What the exercise asks: Copy out all the lines where "React" shows up.

Information supplied:
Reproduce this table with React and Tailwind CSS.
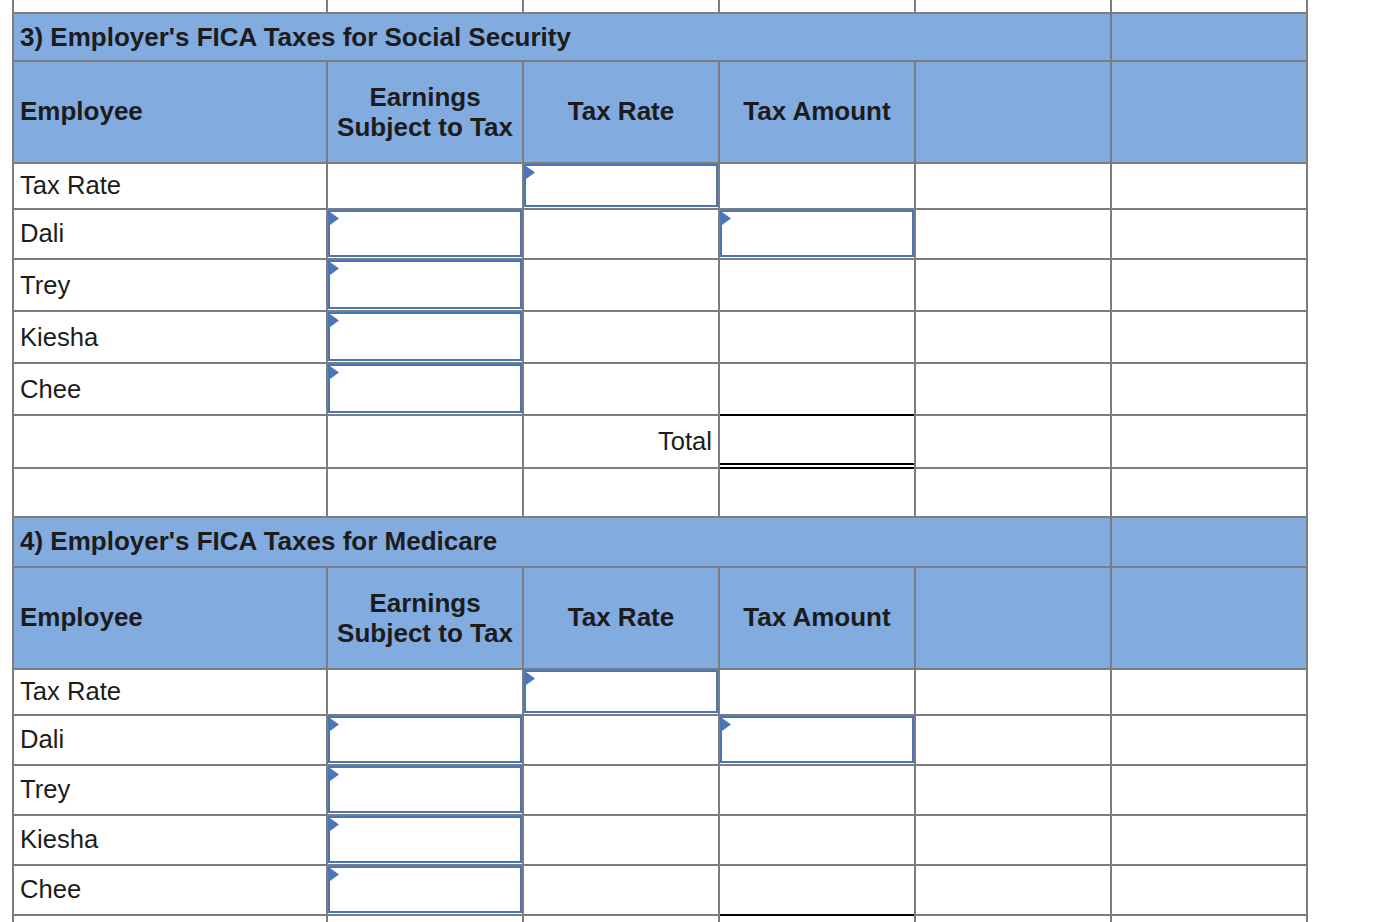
import React from "react";

const BLUE = "bg-[#82abe0]";

function Input() {
  return (
    <div className="relative h-[calc(100%-1px)] w-full border-2 border-[#4a76b8] bg-white">
      <svg className="absolute left-0 top-0" width="9" height="13" viewBox="0 0 9 13">
        <polygon points="0,0 9,6.5 0,13" fill="#4a76b8" />
      </svg>
    </div>
  );
}

function Cell({ children, className = "" }) {
  return <div className={`relative bg-white ${className}`}>{children}</div>;
}

function TotalCell({ last }) {
  return (
    <div className="relative bg-white">
      <span className="absolute left-0 right-0 top-[-2px] h-[2px] bg-black" />
      {!last && <span className="absolute left-0 right-0 bottom-[2px] h-[2px] bg-black" />}
      {!last && <span className="absolute left-0 right-0 bottom-[-2px] h-[2px] bg-black" />}
    </div>
  );
}

function Label({ children, tall }) {
  return (
    <div className={`flex items-center bg-white pl-[6px] ${tall ? "" : "pb-[2px]"}`}>{children}</div>
  );
}

function Section({ num, title, pad, tall }) {
  return (
    <>
      <div className={`col-span-5 flex items-center ${BLUE} pl-[6px] ${pad} text-[26px] font-bold`}>
        {num}) {title}
      </div>
      <div className={BLUE} />
      <div className={`flex items-center ${BLUE} pb-[2px] pl-[6px] text-[26px] font-bold`}>Employee</div>
      <div className={`flex items-center justify-center ${BLUE} text-center text-[26px] font-bold leading-[30px]`}>
        Earnings
        <br />
        Subject to Tax
      </div>
      <div className={`flex items-center justify-center ${BLUE} pb-[2px] text-[26px] font-bold`}>Tax Rate</div>
      <div className={`flex items-center justify-center ${BLUE} pb-[2px] text-[26px] font-bold`}>Tax Amount</div>
      <div className={BLUE} />
      <div className={BLUE} />
      {/* Tax Rate row */}
      <Label>Tax Rate</Label>
      <Cell />
      <Cell><Input /></Cell>
      <Cell />
      <Cell />
      <Cell />
      {/* Dali */}
      <Label>Dali</Label>
      <Cell><Input /></Cell>
      <Cell />
      <Cell><Input /></Cell>
      <Cell />
      <Cell />
      {["Trey", "Kiesha", "Chee"].map((n) => (
        <React.Fragment key={n}>
          <Label tall={tall}>{n}</Label>
          <Cell><Input /></Cell>
          <Cell />
          <Cell />
          <Cell />
          <Cell />
        </React.Fragment>
      ))}
    </>
  );
}

export default function App() {
  return (
    <div className="h-[922px] w-[1384px] overflow-hidden bg-white font-['Liberation_Sans',Arial,sans-serif] text-[25.6px] text-[#1c1c1c]">
      <div className="ml-[12px] grid w-[1296px] grid-cols-[312px_194px_194px_194px_194px_194px] grid-rows-[12px_46px_100px_44px_48px_50px_50px_50px_51px_47px_48px_100px_44px_48px_48px_48px_48px_60px] gap-[2px] bg-[#7d7d7d] px-[2px]">
        {/* top partial row */}
        <Cell /><Cell /><Cell /><Cell /><Cell /><Cell />
        <Section num={3} title="Employer's FICA Taxes for Social Security" pad="pt-[1px]" tall />
        {/* Total row */}
        <Cell />
        <Cell />
        <div className="flex items-center justify-end bg-white pr-[6px]">Total</div>
        <TotalCell />
        <Cell />
        <Cell />
        {/* blank row */}
        <Cell /><Cell /><Cell /><Cell /><Cell /><Cell />
        <Section num={4} title="Employer's FICA Taxes for Medicare" pad="pb-[1px]" />
        <Cell />
        <Cell />
        <Cell />
        <TotalCell last />
        <Cell />
        <Cell />
      </div>
    </div>
  );
}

Final answer:
Reproduce this table with React and Tailwind CSS.
import React from "react";
        <React.Fragment key={n}>
        </React.Fragment>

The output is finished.